» AIM OF THE EXERCISE: Extract each line containing the string "this".

» DATA SECTION:
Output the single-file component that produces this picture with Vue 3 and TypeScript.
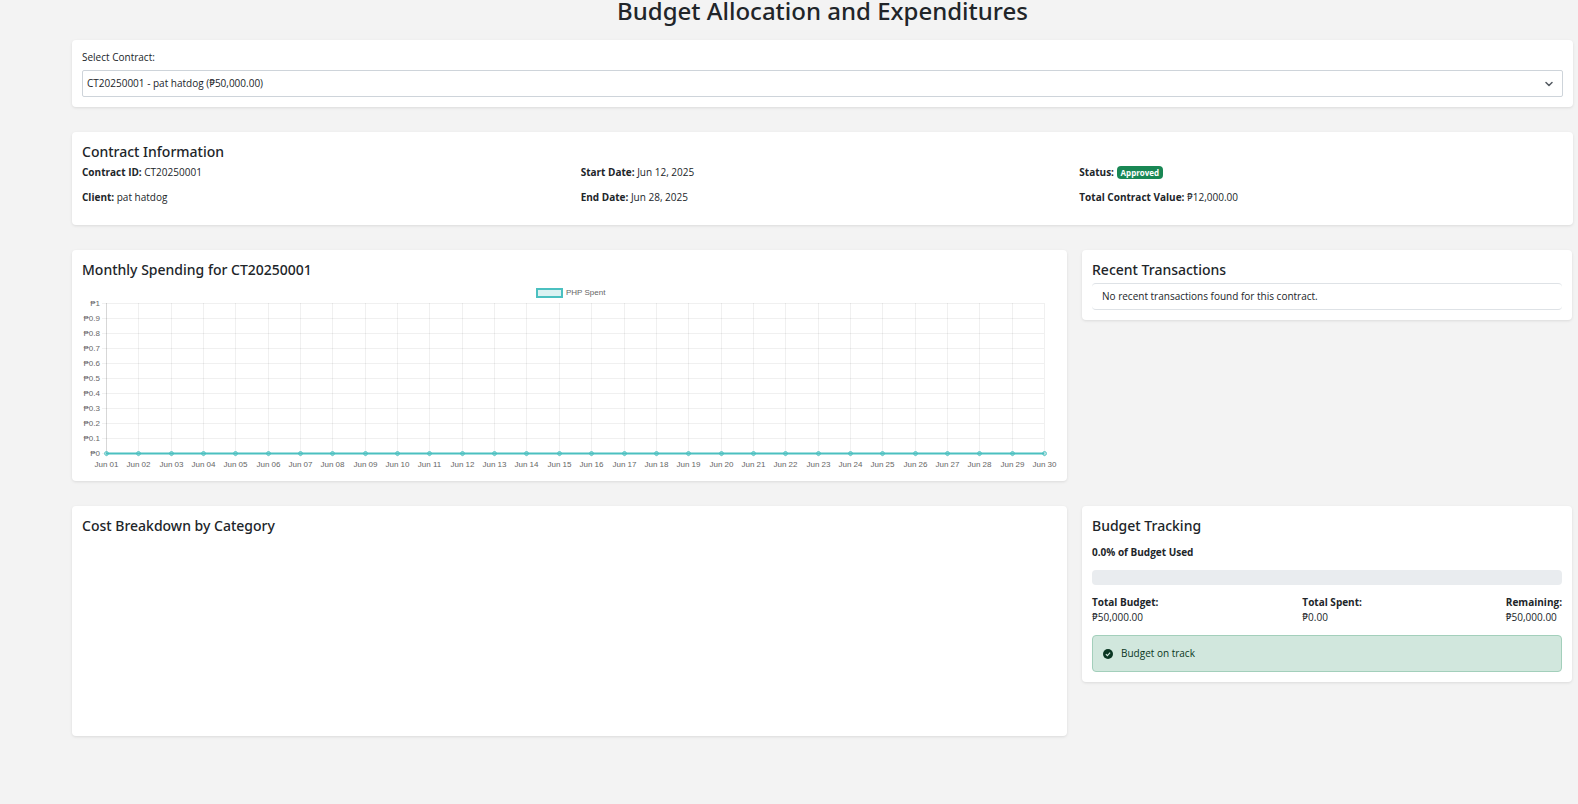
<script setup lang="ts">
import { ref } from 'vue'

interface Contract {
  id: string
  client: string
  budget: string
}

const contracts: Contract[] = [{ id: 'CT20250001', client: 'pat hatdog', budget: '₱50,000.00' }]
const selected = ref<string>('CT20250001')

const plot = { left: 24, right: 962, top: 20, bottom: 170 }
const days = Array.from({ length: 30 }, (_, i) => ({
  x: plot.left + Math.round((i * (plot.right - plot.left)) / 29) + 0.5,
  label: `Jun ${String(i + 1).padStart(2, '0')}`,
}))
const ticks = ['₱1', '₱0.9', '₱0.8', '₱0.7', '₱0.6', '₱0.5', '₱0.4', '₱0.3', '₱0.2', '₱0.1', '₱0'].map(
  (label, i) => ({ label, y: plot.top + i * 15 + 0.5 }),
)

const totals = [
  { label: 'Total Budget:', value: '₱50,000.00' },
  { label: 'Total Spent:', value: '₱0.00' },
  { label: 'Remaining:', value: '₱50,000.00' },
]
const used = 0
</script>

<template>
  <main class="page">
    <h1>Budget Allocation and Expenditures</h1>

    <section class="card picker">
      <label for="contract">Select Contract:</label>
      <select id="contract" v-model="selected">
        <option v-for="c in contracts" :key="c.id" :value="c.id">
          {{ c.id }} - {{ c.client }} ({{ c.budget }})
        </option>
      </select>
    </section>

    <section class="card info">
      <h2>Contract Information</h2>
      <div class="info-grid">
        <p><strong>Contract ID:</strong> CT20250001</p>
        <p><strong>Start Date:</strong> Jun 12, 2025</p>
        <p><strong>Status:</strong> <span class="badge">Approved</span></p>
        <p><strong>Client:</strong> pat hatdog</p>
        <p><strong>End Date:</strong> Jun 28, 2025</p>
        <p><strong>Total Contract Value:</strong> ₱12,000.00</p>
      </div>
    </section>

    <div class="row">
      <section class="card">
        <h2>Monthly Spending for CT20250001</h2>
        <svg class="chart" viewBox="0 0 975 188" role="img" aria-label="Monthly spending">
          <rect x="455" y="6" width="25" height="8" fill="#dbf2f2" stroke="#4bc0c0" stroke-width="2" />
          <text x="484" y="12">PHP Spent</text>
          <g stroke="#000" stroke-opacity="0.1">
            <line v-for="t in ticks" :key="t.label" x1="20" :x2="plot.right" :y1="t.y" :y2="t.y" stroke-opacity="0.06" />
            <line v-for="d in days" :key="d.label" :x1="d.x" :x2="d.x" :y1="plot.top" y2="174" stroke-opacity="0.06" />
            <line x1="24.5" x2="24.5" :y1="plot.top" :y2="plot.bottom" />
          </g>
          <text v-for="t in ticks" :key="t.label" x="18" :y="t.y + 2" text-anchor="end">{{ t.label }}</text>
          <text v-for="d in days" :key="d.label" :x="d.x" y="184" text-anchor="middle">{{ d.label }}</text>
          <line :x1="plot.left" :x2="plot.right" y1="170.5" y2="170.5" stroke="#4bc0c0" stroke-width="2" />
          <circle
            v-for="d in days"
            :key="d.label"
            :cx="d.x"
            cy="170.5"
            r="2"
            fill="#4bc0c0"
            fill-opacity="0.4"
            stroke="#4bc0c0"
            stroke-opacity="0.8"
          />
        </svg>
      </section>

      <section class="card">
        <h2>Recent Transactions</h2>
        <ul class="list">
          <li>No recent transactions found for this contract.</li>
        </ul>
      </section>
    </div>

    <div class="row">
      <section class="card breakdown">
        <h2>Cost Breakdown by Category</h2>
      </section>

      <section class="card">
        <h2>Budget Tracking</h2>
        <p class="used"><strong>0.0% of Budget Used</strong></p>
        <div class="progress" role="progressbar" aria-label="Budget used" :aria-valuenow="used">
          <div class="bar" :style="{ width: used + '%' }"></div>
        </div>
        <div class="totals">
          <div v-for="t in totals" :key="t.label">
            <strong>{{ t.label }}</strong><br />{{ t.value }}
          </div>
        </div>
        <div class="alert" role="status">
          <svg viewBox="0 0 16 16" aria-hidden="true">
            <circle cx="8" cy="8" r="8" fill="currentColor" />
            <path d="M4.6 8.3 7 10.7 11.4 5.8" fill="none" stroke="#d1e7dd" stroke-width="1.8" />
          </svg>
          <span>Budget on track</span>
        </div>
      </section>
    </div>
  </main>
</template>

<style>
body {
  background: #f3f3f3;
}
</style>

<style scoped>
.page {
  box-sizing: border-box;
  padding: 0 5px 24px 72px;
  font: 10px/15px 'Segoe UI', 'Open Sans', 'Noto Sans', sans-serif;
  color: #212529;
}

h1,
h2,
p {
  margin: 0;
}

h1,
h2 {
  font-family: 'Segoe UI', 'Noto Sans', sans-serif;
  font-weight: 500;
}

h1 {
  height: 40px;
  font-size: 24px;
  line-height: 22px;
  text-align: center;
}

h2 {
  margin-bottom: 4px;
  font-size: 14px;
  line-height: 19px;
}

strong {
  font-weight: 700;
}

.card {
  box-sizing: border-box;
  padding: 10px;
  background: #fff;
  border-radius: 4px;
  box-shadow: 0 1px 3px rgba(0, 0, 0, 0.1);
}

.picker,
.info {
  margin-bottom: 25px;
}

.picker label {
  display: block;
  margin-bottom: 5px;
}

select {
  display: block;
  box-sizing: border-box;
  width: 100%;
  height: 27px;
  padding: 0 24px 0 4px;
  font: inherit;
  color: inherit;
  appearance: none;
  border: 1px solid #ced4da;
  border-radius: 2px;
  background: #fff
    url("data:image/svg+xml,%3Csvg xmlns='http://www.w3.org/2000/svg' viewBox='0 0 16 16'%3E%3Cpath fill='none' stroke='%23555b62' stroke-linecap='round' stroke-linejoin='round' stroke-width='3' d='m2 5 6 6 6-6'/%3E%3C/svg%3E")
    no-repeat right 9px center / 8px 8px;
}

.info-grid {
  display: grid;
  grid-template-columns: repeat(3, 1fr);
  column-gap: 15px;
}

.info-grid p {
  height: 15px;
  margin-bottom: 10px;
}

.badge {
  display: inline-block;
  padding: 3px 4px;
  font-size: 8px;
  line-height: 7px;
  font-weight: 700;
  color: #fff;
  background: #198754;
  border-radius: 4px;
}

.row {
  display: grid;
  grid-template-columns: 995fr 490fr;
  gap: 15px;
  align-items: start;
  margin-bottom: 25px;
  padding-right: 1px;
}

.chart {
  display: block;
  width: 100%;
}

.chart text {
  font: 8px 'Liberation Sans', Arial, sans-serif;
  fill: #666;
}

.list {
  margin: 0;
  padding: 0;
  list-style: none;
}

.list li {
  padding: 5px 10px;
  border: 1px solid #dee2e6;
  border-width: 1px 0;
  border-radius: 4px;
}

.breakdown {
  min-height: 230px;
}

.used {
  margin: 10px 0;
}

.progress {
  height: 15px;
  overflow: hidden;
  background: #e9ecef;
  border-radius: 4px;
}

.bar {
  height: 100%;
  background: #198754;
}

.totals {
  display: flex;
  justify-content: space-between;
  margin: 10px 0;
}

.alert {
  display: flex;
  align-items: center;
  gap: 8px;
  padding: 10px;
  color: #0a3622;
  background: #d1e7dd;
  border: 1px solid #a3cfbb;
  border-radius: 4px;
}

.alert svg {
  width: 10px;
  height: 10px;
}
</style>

» TASK RESPONSE:
Output the single-file component that produces this picture with Vue 3 and TypeScript.
          <li>No recent transactions found for this contract.</li>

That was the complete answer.